Shoshani interviewed the people who had taken part in the operation in 1948 and again, like in “The Gatekeepers,” these are far from being leftists or liberals. Now in their early 90s and obviously still haunted by the gory scenes of the battle, these men proudly defended their brutal acts by saying — not without justice — that it was “either us or them.”
It’s not only pro-Israel advocates in the Diaspora who resent these kinds of films that seem to badmouth the beloved Jewish state. Last year, Israeli Culture Minister Miri Regev proposed a bill, referred to as “Loyalty in Culture,” which conditions state funding to cultural institutions on the respect they show to Israel.
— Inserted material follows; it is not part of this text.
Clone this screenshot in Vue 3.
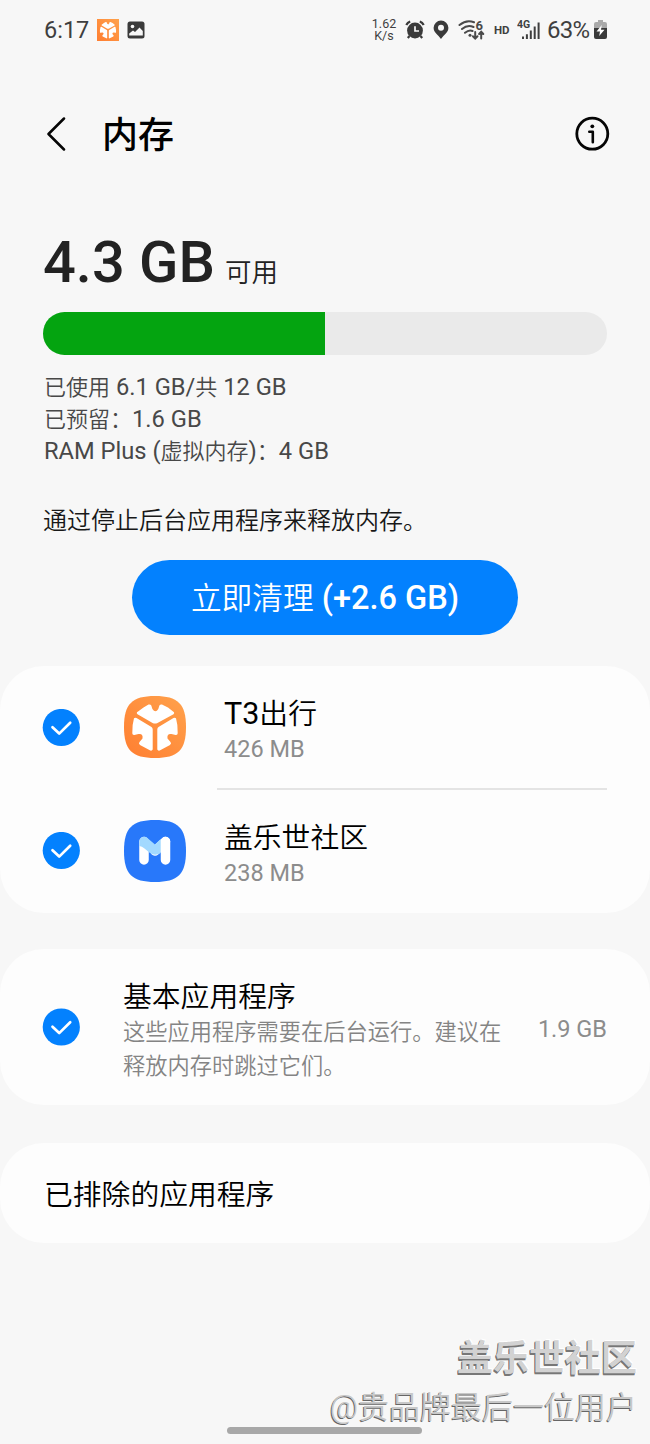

And recently, she demanded that movie foundations hand over information about lectors who had discussed movie-funding proposals over the past five years and the reasons they gave for their decisions.
My advice to anyone startled by these films is to take a deep breath and relax. The Israel that survived a surprise attack on both fronts in the Yom Kippur War surely can survive these critical films. Furthermore, this is a cleansing process that shows the self-confidence and maturity of Israeli society, which is ready to confront unpleasant chapters of its history. When a reconciliation with the Palestinians finally is reached, these films will be remembered as the first positive steps.
But when will Palestinian films begin to echo some soul searching on the other side, confessing atrocities and admitting the rejection of any compromise? Probably not so fast.
And yet, this year’s Jerusalem Film Festival also included “Gaza Surf Club,” which tells the story of Palestinian youth in that Godforsaken place, who instead of joining Hamas, becoming suicide bombers or butchering a Jewish family with a knife, are poised to become world-renowned surfers. In our gloomy environment, this looked to me like a little sign of hope.
Am I daydreaming here? Maybe, but isn’t that what movies are made for?
Uri Dromi is director general of the Jerusalem Press Club. He served as spokesman of the Yitzhak Rabin and Shimon Peres governments from 1992 to 1996, during the Oslo peace process.